■ WHAT YOU HAVE TO DO:
Copy only what lies from the line containing "Reproduce this screenshot" through the line containing "else if (inRange)" in the entries below, keeping both end lines exact and dropping every picture.
>> Begin MATERIAL PROVIDED
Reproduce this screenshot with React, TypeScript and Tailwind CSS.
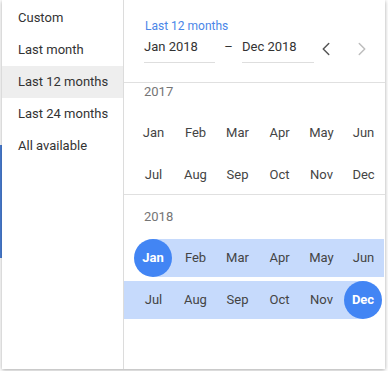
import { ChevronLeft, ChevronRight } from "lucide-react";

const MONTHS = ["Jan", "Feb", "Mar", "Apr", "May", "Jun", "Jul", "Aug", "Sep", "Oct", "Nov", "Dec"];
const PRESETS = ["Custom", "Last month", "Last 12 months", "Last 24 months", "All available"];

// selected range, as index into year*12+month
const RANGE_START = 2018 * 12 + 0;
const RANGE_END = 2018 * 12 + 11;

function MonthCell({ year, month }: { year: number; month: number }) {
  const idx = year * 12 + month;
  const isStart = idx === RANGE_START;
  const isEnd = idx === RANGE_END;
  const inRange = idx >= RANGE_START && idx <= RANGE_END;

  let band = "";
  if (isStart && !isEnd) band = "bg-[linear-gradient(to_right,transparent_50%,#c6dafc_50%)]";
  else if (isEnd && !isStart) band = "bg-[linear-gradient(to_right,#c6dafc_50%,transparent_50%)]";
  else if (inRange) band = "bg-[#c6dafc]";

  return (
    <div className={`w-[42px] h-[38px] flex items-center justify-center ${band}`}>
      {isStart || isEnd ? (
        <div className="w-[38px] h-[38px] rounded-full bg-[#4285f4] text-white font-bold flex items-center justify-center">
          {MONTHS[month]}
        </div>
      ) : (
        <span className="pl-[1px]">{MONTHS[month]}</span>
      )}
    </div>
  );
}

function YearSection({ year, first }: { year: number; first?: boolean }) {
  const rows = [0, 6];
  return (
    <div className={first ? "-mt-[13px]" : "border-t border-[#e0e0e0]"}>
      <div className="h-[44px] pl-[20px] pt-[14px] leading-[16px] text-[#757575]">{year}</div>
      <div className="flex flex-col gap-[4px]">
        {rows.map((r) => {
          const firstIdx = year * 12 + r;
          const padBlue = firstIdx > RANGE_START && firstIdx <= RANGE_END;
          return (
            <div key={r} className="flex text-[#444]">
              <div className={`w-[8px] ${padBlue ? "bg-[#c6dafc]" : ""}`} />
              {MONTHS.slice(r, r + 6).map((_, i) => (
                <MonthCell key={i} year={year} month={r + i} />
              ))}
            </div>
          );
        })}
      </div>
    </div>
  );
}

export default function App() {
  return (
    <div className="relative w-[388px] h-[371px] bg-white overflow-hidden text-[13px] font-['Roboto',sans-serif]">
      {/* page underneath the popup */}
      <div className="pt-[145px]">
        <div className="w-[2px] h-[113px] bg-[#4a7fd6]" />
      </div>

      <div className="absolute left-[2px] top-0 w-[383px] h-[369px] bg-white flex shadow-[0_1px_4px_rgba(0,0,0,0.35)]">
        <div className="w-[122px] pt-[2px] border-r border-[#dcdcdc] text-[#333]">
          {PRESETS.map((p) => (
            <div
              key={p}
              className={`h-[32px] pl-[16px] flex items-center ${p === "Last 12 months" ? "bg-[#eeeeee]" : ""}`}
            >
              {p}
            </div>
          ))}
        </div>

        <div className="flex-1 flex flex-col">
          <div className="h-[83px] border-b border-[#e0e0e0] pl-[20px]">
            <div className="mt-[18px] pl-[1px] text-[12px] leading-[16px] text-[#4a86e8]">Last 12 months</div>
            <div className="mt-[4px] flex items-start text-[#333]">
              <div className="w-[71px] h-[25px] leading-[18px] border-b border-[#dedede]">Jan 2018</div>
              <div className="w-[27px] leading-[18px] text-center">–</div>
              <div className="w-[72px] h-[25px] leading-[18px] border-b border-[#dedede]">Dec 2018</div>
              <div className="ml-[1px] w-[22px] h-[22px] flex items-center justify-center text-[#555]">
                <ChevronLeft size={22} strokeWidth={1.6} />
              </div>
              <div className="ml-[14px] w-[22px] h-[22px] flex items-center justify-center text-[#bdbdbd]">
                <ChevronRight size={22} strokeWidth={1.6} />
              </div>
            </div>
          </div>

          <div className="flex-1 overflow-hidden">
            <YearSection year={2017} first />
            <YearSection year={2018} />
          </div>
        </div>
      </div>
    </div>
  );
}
>> End MATERIAL PROVIDED
>> Begin MATERIAL PROVIDED
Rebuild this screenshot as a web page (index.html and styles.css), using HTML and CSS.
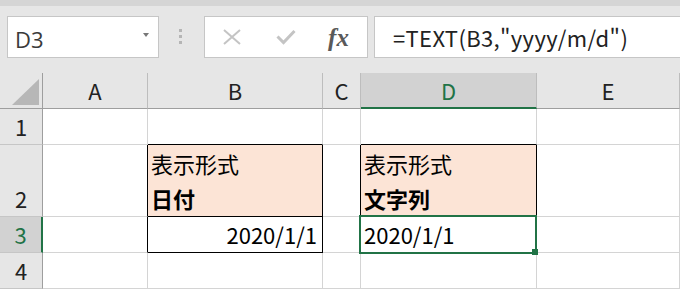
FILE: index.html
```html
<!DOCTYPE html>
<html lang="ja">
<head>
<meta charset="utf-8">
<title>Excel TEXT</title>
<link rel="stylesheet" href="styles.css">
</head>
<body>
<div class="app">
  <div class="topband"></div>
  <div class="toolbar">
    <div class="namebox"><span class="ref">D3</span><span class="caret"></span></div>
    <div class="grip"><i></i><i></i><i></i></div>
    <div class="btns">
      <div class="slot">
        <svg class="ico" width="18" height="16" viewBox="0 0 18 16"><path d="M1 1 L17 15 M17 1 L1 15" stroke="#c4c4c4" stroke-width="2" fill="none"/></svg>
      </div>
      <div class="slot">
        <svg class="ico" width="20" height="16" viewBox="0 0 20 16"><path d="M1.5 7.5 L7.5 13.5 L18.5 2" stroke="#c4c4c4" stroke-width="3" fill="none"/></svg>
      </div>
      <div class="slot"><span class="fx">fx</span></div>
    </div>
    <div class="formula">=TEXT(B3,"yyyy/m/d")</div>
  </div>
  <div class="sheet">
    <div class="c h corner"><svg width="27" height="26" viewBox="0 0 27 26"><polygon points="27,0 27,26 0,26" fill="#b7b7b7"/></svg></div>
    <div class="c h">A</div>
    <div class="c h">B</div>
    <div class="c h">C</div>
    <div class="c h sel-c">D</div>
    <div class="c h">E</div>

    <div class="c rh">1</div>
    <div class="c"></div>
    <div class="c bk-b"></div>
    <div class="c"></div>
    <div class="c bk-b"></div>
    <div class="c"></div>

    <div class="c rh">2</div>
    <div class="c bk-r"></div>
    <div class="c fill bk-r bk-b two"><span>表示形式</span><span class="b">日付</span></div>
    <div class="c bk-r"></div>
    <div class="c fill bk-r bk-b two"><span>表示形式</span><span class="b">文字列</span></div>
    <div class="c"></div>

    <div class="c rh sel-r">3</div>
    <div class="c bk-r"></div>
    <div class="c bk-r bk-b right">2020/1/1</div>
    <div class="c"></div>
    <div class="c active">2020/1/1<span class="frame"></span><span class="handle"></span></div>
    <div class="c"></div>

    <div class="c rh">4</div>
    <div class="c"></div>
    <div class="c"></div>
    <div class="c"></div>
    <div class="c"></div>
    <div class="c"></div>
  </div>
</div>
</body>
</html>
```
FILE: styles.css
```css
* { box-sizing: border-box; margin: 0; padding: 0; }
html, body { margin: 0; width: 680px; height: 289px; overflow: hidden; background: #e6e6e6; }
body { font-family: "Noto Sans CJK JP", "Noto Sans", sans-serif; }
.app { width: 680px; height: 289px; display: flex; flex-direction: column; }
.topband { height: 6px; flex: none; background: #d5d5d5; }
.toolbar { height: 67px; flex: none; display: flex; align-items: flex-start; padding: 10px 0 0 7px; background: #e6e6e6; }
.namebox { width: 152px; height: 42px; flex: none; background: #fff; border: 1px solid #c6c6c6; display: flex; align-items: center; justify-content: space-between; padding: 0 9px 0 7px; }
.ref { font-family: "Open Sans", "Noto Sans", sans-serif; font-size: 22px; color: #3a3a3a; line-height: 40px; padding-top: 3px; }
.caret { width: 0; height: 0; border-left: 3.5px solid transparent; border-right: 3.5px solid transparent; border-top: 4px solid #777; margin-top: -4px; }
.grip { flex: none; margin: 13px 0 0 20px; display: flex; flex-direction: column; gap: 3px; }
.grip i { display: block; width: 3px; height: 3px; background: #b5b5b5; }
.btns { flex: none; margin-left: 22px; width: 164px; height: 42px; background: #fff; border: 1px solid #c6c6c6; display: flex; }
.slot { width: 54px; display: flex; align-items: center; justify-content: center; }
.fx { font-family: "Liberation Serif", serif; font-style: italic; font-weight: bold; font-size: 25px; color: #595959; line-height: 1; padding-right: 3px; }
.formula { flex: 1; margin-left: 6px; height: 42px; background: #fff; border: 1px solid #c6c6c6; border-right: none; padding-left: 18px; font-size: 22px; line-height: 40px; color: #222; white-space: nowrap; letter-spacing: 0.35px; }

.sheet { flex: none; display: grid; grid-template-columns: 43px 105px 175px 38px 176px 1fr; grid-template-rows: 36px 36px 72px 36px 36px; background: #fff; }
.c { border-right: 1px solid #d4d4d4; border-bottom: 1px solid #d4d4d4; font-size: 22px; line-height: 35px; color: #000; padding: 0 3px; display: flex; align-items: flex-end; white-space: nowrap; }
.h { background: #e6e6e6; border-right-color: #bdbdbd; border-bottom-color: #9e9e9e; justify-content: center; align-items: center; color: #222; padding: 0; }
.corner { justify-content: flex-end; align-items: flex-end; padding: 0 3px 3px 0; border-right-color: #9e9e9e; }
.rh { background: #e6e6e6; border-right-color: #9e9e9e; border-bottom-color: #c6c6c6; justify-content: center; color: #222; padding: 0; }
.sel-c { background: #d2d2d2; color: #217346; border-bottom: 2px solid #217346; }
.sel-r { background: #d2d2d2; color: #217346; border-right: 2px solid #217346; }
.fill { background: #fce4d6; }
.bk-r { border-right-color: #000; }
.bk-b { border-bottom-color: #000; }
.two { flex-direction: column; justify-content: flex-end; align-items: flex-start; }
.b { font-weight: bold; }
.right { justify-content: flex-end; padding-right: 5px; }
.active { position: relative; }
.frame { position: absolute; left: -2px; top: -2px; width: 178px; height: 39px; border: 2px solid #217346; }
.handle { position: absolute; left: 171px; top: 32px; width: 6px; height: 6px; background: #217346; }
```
>> End MATERIAL PROVIDED
■ EXERCISE RESULT:
Reproduce this screenshot with React, TypeScript and Tailwind CSS.
import { ChevronLeft, ChevronRight } from "lucide-react";

const MONTHS = ["Jan", "Feb", "Mar", "Apr", "May", "Jun", "Jul", "Aug", "Sep", "Oct", "Nov", "Dec"];
const PRESETS = ["Custom", "Last month", "Last 12 months", "Last 24 months", "All available"];

// selected range, as index into year*12+month
const RANGE_START = 2018 * 12 + 0;
const RANGE_END = 2018 * 12 + 11;

function MonthCell({ year, month }: { year: number; month: number }) {
  const idx = year * 12 + month;
  const isStart = idx === RANGE_START;
  const isEnd = idx === RANGE_END;
  const inRange = idx >= RANGE_START && idx <= RANGE_END;

  let band = "";
  if (isStart && !isEnd) band = "bg-[linear-gradient(to_right,transparent_50%,#c6dafc_50%)]";
  else if (isEnd && !isStart) band = "bg-[linear-gradient(to_right,#c6dafc_50%,transparent_50%)]";
  else if (inRange) band = "bg-[#c6dafc]";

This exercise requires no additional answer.